Natürlich hätte man sich vor allem noch einen Ausschnitt aus „Peter Grimes“ oder „Billy Budd“ gewünscht, zwei Partien, in denen Shicoff dem Wiener Publikum Britten nahe gebracht hat, wie Staatsoperndirektor i.R. Ioan Holender in seiner Laudatio ausführte. Denn natürlich gab es nach der Gala eine Ehrung auf offener Bühne. Dominique Meyer sprach einleitende Worte und Shicoff wurde das Kostüm des „Eléazar“ als Geschenk überreicht. Danach haben sich Gäste aus Deutschland eingestellt, Jürgen Flimm (Berlin) und Thomas Wördehoff (Ludwigsburg), wobei sich Flimm als Wortführer hervortat und übervoll „rheinischen Humors“ einem großen Teil des Wiener Publikums aus Gründen inkompatibler Mentalität schon nach kurzer Zeit schwer auf die Nerven ging. Für ein dargebrachtes Ständchen „Ein Freund, ein guter Freund“, das aus mir nicht mehr nachvollziehbaren Gründen in „Ein Fred, ein guter Fred“ abgeändert wurde, gab es sogar Buhrufe.
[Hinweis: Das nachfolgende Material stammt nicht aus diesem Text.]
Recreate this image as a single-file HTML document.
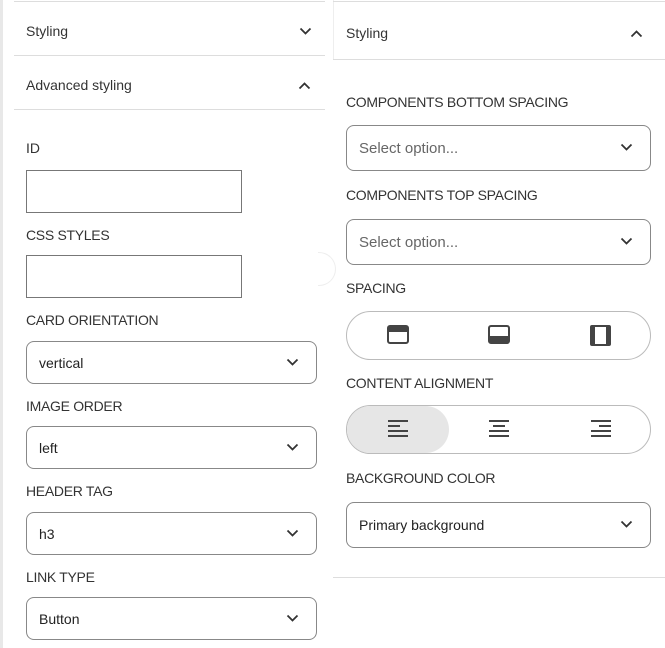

Ioan Holender glättete die Wogen mit einer seiner launigen Ansprachen, fast frei gehalten, nur die Liste der Auszeichnungen, die Shicoff bereits in Österreich verliehen wurden, las er vom Blatt. Holender erwähnte die „Probleme“, die auch er mit dem Nervenbündel Shicoff gehabt habe (Absage „Tosca“ nach dem ersten Akt zum Beispiel) und dass es nicht leicht gewesen sei, ihn zum Eléazar zu überreden. Er würdigte ihn als großen Bühnendarsteller und meinte abschließend sinngemäß, der Jubilar habe sich viele graue Haare erspart, weil er nicht Staatsoperndirektor geworden sei. Schließlich dankte Neil Shicoff dem Publikum, beschrieb den für ihn als Sänger so wichtigen Kreislauf an Energien, der von der Bühne ins Publikum und wieder zurück flute, und bedankte sich u. a. bei seiner Frau sowie allen Mitgliedern der Wiener Staatsoper von der Bühnentechnik bis zur singenden Kollegenschaft.

Es wurde dann noch eine Zeitlang geklatscht und Bravo gerufen – und ganz unverdrossene Opernbesucher warteten nach dem Ende der Vorstellung beim Bühnentürl rund zwei Stunden lang, wie mir berichtet wurde, ehe Shicoff das Haus verließ und noch Autogramme schrieb.